Again, this is an interesting problem to me.  I'm interested in it
for the fact that it's interesting that a machine can read as well
as, if not faster than, I do.  (The blind reader in the library
reads (through a speech synth) at a rate of up to 425 wpm.  I don't
normally read anywhere near that.)

It would seem that there are a great number of operations that would need
to be done to recognize the characters no matter what typeface is used.
I like to see things get done, and get done fast.  (I'm very different
from the machines in that sense, I don't always think fast.)

:-)

Thanks in advance,

====         "No one runs so fast as he that is chased."
                ._
|    .-. .-.    | \ .-, .-.-. .-. .-.  00LHRAMER@bsu-ucs.bsu.edu
|    +-' `-,    |_/ .-+ | | | +-' |    00LHRAMER@bsu-ucs.UUCP
|___ `-' `-'    | \ `.| | | | `-' |    00LHRAMER@bsuvax1.bitnet

maf@gtenmc.UUCP (Mary Ann Finnerty) (12/07/90)

This is another curious question...I use scanners frequently,
since we don't have a lan at work and I sometimes need
documentation from one of the other platforms here.

Since the scanner just recognizes type-written or computer
print-out for input, the characters it must recognize are easily
(I think) to catagorize.

My question is this, are there scanners out there that improve
as they go along?  For example, that get input somehow confirming
correct character recognition so that they add to their
repertoire (sp?) of fonts that they can recognize? 

I don't know if I expressed this very well, but it seems like a
good application for a self-learning program, but I'm not sure
how the responses could be confirmed or rejected...Curious.

maf

alex@dutirt2.tudelft.nl (Alexander Vonk) (12/10/90)

It has been some three or four years ago that I was studying the
field of OCR, but I guess what I know of it is still partly applicable.

In <985@gtenmc.UUCP> maf@gtenmc.UUCP (Mary Ann Finnerty) writes:
>Since the scanner just recognizes type-written or computer
>print-out for input, the characters it must recognize are easily
>(I think) to catagorize.
Well, it depends. It's much more difficult with a printer or type writer
that does not align its characters very well. Skewed characters are
much harder to recognize if you expect `straight' characters. One time,
I attended a demo at Canon Nederland (in the Netherlands, that is). I was
very curious (too) about the scanner and OCR software that was demonstrated
and asked the sales rep to scan a letter somewhat rotated, so it would be
hard to recognize.
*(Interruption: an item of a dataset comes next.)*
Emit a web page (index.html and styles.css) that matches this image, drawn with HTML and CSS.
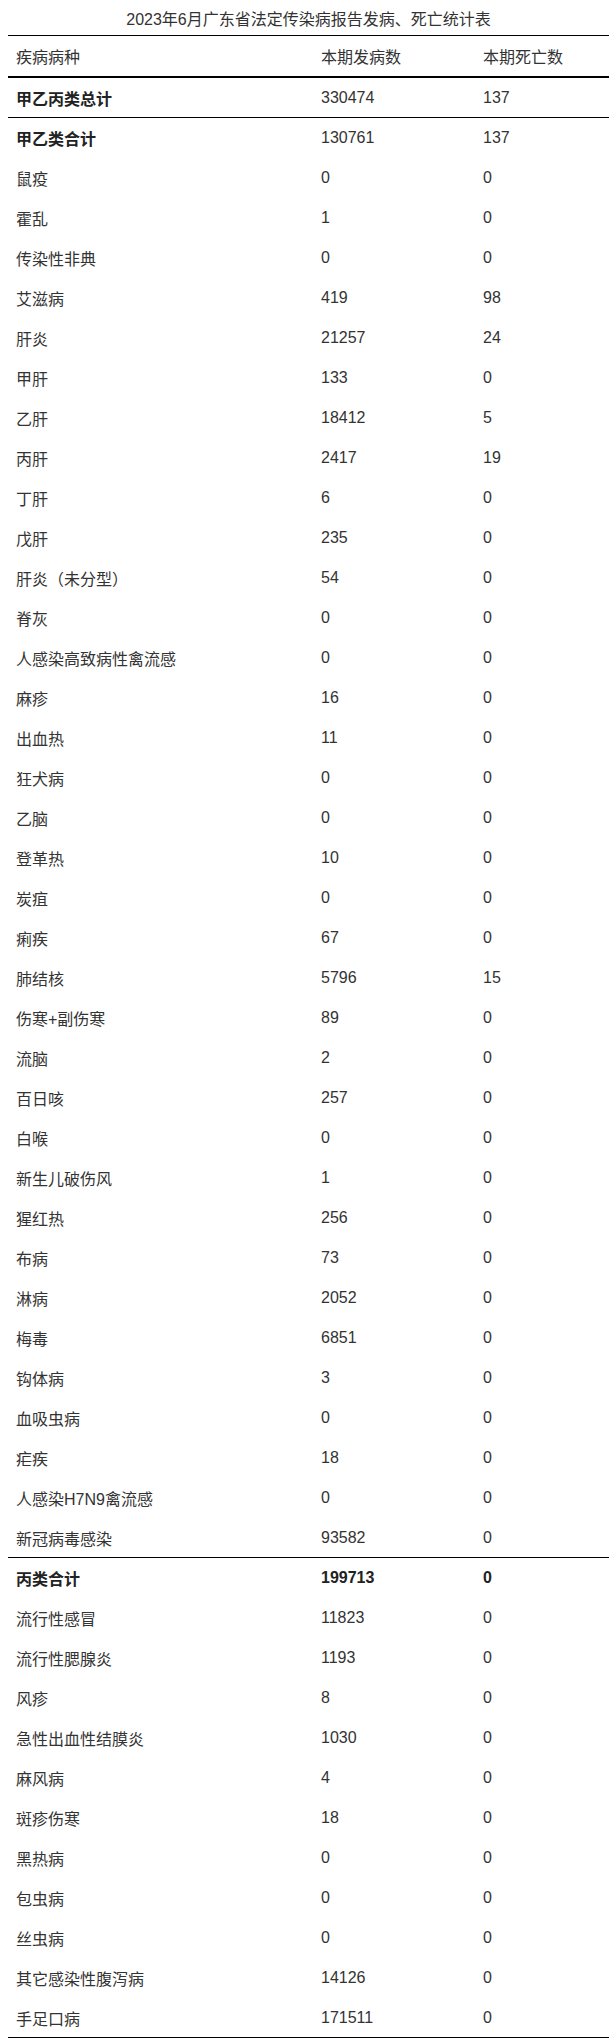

I don't remember the exact figures, but the error rate
went up a factor five or ten; from 2 or 3 errors in the well-scanned letter
to 20 or so errors in the not that well-scanned letter. Of course, this
letter was printed on their Canon laserprinter with one standard font.

>My question is this, are there scanners out there that improve
>as they go along?  For example, that get input somehow confirming
>correct character recognition so that they add to their
>repertoire (sp?) of fonts that they can recognize? 
According to the Canon sales rep, their OCR software could improve its
recognition abilities by recognizing text written with the same fonts over
and over again (Much like you can learn to read even the most horrible
handwriting).

>I don't know if I expressed this very well, but it seems like a
>good application for a self-learning program, but I'm not sure
>how the responses could be confirmed or rejected...Curious.
Personally, I think that this should be a good opportunity to couple a
spelling checker with the OCR software. Of course, you should be very
careful about spelling errors in the letter itself, but an OCR program
will calculate an estimate of how good it recognized a certain character.
Maybe such a program could `learn' by just scanning the complete
printed characterset one time.

Alexander Vonk.

+++	Alexander Vonk - Technical Univ. Delft, Netherlands	+++
+++Phone:	(NL) 015 - 78 64 12	(world) 31 15 78 64 12	+++
+++Mail:	alex@dutirt2.tudelft.nl	or alex@dutirt2.UUCP	+++